=== Exercise prompt ===
From the entries below, gather every line containing the string "this".

=== Extracted records ===
——

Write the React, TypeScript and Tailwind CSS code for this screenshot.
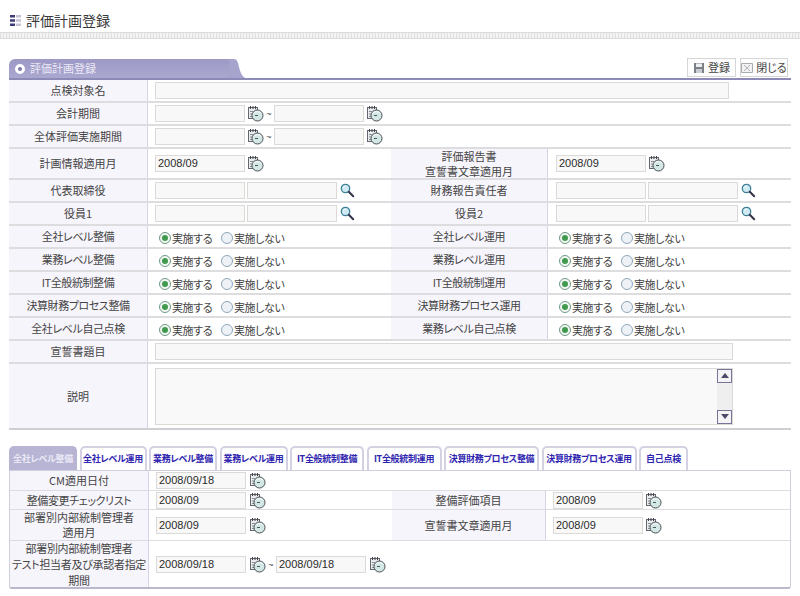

——

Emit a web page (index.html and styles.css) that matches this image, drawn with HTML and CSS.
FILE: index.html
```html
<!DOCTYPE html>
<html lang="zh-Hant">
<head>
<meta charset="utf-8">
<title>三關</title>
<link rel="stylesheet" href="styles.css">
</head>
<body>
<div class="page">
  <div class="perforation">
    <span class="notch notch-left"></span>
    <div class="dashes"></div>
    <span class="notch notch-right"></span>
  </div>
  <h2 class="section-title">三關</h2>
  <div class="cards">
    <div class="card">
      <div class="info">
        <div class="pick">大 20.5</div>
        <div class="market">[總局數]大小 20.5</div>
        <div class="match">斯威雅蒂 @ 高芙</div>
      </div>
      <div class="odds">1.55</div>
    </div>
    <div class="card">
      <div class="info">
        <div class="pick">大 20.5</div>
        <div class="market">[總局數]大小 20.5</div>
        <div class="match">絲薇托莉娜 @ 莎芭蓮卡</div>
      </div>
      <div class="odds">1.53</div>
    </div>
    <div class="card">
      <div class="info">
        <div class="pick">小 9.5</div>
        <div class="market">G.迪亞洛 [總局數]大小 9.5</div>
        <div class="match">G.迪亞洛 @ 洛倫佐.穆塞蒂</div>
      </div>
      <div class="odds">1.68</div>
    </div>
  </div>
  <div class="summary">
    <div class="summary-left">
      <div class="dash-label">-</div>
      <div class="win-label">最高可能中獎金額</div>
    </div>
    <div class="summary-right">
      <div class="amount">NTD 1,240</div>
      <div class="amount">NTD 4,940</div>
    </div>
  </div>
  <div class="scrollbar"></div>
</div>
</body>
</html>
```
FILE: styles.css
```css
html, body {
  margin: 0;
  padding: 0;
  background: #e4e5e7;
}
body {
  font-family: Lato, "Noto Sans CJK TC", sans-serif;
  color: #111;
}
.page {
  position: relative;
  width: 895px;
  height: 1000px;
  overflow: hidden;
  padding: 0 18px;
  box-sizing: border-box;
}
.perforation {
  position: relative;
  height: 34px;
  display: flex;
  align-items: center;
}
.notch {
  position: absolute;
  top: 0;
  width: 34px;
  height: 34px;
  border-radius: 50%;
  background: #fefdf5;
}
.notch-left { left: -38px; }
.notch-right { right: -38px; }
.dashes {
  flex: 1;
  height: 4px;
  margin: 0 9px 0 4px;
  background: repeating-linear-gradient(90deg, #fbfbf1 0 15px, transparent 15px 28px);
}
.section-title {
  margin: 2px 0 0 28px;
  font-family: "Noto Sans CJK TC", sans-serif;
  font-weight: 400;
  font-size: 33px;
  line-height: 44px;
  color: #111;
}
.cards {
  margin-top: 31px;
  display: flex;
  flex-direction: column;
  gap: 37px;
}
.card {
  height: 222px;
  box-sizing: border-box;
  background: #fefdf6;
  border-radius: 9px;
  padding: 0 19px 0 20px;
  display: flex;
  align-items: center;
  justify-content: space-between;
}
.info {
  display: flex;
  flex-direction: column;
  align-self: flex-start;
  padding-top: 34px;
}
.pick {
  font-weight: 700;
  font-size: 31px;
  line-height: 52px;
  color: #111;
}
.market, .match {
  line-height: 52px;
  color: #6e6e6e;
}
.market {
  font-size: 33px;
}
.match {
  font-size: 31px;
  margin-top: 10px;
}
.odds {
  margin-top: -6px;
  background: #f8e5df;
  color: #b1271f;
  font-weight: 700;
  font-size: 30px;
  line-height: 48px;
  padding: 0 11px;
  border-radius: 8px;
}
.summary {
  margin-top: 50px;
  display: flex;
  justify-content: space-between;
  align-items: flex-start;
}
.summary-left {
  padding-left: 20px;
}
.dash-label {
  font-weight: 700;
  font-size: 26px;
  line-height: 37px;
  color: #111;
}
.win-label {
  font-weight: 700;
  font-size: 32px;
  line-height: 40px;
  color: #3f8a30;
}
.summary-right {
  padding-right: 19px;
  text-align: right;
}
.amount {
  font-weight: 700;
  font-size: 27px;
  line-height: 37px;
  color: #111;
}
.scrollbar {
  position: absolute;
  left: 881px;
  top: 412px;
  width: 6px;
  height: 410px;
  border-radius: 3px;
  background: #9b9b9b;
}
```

——

=== Full output ===
Write the React, TypeScript and Tailwind CSS code for this screenshot.
Emit a web page (index.html and styles.css) that matches this image, drawn with HTML and CSS.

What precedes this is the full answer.